§ **Directions**:
Show every line of the records below that contains the word "this".

§ **Recorded information**:
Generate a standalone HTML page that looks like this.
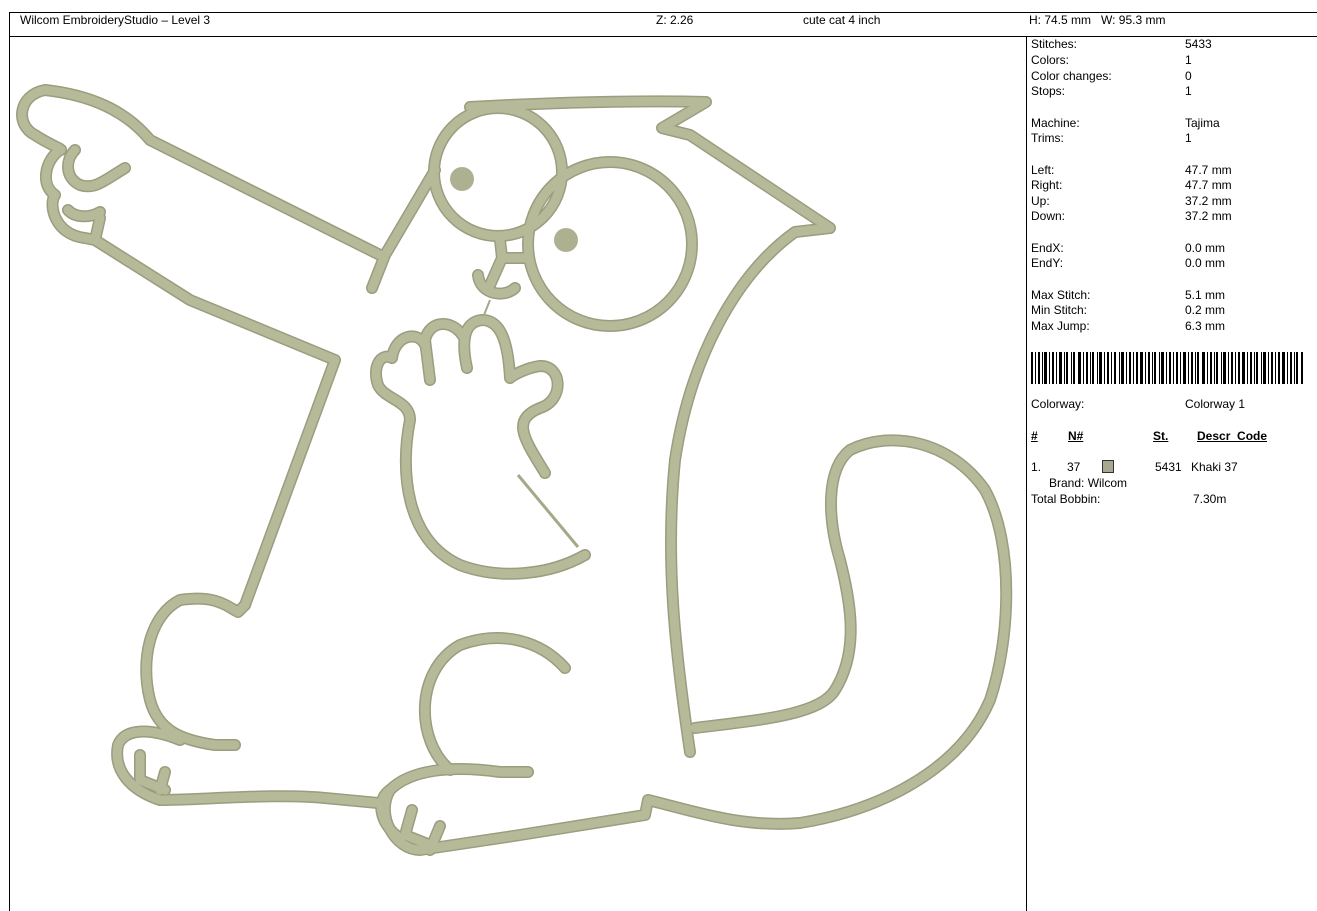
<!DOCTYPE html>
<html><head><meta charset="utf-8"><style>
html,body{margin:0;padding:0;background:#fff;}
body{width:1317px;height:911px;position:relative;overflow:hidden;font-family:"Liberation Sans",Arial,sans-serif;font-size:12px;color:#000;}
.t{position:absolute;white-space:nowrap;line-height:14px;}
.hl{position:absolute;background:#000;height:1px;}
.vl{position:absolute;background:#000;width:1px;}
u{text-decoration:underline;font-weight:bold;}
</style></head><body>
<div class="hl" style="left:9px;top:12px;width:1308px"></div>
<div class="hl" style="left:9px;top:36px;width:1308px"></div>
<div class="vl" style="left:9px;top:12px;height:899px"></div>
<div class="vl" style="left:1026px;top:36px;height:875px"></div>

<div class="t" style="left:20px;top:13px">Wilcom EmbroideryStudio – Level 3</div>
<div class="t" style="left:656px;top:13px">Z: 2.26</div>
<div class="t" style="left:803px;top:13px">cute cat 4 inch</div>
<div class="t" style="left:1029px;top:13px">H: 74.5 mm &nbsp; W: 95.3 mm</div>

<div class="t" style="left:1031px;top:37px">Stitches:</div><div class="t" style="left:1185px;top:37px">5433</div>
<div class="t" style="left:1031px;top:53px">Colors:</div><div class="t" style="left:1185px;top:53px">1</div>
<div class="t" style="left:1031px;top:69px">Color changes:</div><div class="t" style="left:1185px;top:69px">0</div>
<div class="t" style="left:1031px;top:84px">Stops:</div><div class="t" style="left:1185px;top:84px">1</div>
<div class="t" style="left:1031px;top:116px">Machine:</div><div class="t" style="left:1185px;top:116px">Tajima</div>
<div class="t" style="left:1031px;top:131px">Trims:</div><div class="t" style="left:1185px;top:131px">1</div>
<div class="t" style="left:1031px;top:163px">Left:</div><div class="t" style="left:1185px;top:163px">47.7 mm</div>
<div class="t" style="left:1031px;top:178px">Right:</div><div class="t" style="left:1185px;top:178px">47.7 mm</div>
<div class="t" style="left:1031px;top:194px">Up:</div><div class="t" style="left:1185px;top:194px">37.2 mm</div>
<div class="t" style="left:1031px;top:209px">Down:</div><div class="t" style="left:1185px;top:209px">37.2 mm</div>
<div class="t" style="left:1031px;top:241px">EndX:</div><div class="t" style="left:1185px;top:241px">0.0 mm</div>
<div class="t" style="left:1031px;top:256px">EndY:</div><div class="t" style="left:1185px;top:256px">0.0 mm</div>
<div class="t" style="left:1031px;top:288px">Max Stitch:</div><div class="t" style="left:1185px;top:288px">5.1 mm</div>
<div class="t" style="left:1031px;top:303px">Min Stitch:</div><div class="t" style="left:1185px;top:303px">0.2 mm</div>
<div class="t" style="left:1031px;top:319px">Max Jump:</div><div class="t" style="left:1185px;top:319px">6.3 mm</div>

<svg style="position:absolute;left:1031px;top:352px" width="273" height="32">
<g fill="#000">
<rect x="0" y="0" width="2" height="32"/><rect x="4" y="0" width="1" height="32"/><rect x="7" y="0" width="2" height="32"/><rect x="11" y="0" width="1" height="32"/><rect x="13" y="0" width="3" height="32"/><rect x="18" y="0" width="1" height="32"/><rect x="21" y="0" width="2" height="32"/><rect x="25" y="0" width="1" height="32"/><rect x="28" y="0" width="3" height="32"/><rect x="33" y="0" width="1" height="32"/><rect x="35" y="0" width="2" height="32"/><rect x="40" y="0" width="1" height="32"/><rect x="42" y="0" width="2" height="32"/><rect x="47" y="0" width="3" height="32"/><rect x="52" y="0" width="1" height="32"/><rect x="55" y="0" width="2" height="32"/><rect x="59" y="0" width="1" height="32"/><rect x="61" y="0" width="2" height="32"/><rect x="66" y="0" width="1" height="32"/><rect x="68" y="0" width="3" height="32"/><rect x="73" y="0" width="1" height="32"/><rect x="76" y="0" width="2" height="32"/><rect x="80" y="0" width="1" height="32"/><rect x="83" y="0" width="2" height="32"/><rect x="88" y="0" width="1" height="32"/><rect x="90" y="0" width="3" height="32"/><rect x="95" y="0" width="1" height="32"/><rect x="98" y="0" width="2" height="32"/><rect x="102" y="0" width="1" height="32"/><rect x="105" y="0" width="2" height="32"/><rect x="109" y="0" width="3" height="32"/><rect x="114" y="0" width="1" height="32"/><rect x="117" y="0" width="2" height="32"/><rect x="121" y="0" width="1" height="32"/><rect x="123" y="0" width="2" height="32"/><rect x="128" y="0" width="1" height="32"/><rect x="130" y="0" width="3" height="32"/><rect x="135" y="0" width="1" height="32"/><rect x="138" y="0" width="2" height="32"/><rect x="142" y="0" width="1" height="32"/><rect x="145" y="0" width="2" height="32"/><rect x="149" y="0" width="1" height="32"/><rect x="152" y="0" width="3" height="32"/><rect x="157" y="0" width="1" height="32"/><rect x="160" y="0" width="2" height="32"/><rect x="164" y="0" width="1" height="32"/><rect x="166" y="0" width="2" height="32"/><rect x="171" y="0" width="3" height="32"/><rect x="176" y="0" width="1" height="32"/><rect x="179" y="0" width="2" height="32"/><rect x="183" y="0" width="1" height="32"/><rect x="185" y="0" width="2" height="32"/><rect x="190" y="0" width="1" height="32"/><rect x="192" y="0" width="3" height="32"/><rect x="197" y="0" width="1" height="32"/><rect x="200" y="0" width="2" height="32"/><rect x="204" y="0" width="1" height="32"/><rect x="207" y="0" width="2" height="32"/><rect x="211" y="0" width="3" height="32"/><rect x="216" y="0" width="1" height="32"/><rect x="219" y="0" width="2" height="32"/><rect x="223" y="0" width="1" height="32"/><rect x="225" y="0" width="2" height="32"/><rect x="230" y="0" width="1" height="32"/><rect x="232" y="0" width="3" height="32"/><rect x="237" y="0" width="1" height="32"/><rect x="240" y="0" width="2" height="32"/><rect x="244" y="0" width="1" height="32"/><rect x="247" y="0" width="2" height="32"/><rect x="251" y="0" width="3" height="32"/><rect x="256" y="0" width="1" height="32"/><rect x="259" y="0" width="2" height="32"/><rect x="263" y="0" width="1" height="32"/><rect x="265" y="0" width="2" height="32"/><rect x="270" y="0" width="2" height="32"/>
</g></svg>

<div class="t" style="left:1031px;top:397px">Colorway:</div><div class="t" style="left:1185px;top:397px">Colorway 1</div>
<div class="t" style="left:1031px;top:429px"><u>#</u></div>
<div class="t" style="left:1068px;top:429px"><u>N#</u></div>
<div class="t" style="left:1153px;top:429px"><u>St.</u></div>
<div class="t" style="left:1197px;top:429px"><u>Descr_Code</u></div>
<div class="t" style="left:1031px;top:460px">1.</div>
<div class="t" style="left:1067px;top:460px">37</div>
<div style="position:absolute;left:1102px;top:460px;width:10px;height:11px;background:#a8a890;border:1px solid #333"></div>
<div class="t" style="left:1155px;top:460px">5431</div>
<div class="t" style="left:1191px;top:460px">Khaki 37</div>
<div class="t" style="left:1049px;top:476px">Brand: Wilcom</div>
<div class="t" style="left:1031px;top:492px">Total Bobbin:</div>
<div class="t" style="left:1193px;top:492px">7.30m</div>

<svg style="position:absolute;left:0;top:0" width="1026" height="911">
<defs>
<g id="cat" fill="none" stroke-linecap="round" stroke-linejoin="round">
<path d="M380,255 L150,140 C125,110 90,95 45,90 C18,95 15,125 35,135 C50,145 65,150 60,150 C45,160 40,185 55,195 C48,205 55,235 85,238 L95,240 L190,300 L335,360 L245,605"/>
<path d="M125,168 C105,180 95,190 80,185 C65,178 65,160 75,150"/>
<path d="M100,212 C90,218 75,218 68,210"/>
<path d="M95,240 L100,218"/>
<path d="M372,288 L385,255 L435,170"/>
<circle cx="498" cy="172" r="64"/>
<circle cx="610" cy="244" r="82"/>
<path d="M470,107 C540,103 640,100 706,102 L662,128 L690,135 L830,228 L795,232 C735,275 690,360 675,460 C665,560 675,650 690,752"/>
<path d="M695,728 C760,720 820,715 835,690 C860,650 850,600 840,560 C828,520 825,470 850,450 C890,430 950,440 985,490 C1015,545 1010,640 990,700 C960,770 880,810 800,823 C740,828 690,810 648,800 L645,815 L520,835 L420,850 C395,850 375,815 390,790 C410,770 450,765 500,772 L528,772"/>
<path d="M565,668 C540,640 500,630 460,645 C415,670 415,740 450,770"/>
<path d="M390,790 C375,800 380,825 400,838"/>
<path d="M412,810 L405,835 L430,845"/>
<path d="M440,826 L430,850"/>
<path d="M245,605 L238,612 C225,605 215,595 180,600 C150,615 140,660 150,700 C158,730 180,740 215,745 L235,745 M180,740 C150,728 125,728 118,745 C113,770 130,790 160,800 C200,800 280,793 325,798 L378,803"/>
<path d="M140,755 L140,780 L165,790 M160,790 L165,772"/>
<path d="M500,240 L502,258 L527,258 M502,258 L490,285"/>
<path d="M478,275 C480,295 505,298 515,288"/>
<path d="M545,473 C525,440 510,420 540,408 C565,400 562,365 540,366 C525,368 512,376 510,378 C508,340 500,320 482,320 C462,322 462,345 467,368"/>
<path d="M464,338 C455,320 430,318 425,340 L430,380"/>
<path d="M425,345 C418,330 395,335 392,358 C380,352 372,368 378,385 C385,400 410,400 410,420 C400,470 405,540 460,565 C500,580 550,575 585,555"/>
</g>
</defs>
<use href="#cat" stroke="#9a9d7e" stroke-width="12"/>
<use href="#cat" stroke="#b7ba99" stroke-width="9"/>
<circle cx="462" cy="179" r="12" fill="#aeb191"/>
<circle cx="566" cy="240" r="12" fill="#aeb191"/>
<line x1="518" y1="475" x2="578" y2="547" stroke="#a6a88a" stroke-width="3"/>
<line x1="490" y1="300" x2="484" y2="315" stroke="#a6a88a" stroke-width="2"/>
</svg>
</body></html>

...

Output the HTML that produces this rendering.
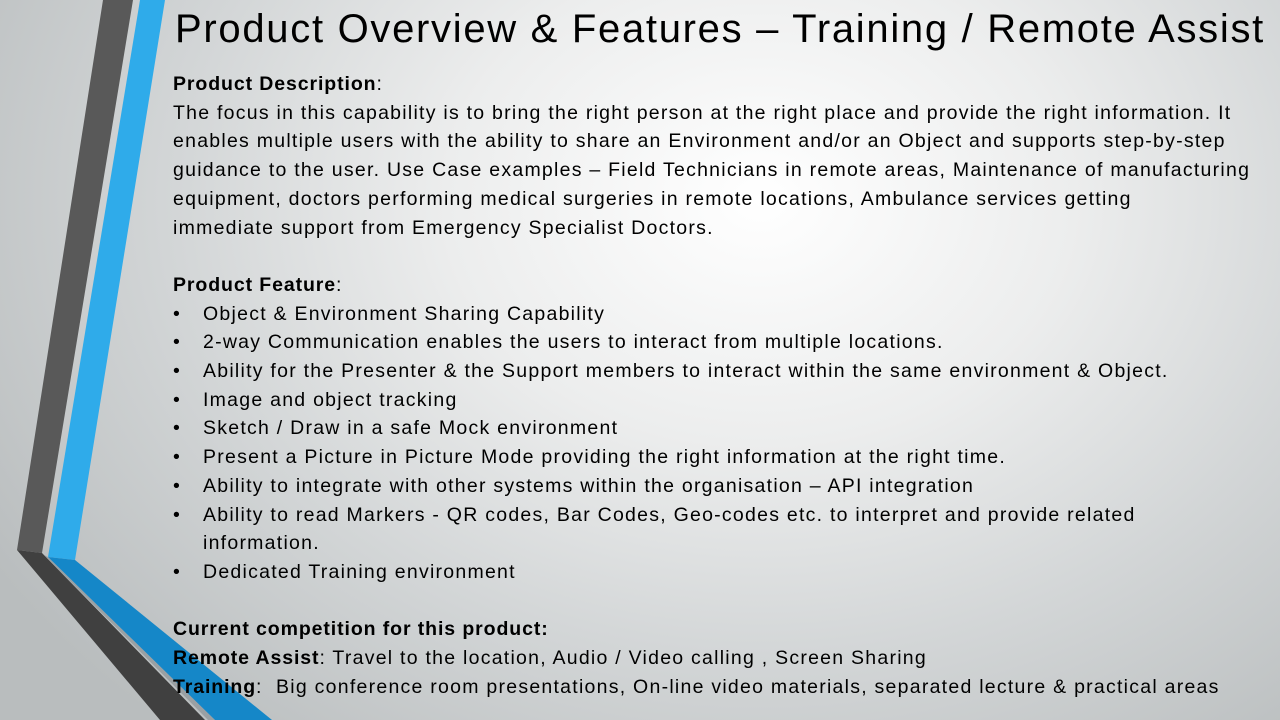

§ **Solution to the problem**:
Generate a standalone HTML page that looks like this.
Output the HTML that produces this rendering.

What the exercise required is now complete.